Il a noué un partenariat avec une école de Morro do Castro, une favela qu'il considère "abandonnée" par le gouvernement, pour y ouvrir aux jeunes de nouveaux horizons, en leur inculquant les valeurs sportives.
Grâce à ses contacts dans les universités d'Oxford ou Cambridge, il est parvenu à attirer des joueurs issus de nombreux pays pour l'aider à dispenser certains entraînements. Les deux célèbres universités britanniques ont aussi offert des maillots de rugby.
L'impact est fort auprès des jeunes de la favela. "C'est comme si Oxford ou Cambridge disaient +les portes vous sont ouvertes+", estime Robert Malengreau.
De fait, son ONG va au-delà du ballon ovale.
Outre le rugby, Robert a fait venir dans la favela des dentistes et des médecins pour des consultations gratuites - à Morro do Castro, il n'y a qu'un dentiste pour 6.000 habitants.
Des bénévoles donnent aussi des cours d'anglais et l'objectif est que les jeunes progressent autant sur le terrain qu'à l'école.
Environ 400 enfants et adolescents ont déjà bénéficié des services de l'association.
Jeune garçon noir de 14 ans, Franklin Cruz a grandi en entendant dire que son seul horizon dans la vie serait de devenir ouvrier sous-payé dans la construction ou, s'il tourne mal, trafiquant de drogue.
Mais ses expériences liées au rugby l'ont rendu plus ambitieux: "Pourquoi ne pas devenir architecte, médecin ou avocat?", dit-il.
Filles et garçons
Robert Malengreau se souvient de la première fois où il est venu dans la favela, avec cinq grands costauds venus d'Oxford et un sac rempli de ballons ovales. Les habitants étaient "quelque peu médusés", dit-il.

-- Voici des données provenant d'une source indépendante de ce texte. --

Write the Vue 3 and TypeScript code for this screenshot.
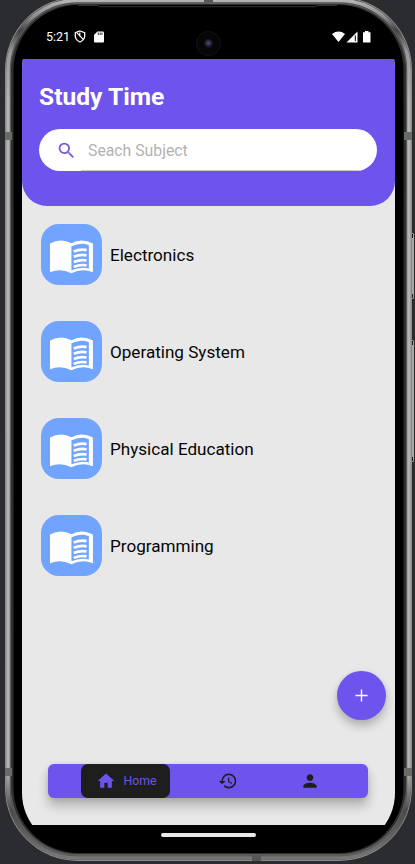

Lucas le dit tout net: "Je n'avais jamais entendu parler de rugby". Le plus grand choc culturel, raconte ce joueur de 17 ans, c'est quand le coach a crié sur ces adolescents habitués au foot: "Non! Arrêtez de shooter dans le ballon!"
L'ONG met en avant les valeurs collectives du rugby, sport considéré comme moins individualiste que le foot et dans lequel il n'est pas question que les joueurs s'en prennent aux arbitres.
Le projet social s'attaque également aux relents machistes de la société brésilienne: filles et garçons jouent ensemble au "touch rugby", version sans plaquage du sport.
Deux équipes ont été formées pour participer récemment à un tournoi de Beach rugby sur la plage des quartier chics de Niteroi.
L'une d'elles a brillamment remporté le trophée, arborant des maillots blancs rayés de gris offerts par l'université de Cambridge.
Mais pour Janaina Trancoso, 40 ans et mère d'une des joueuses, la plus grande victoire est la lueur d'espoir pour ces jeunes qui n'auraient jamais imaginer sortir de l'isolement de la favela. "Une porte s'est ouverte pour eux. Avec le temps, ils vont comprendre que le monde est grand et qu'il y a d'autres possibilités."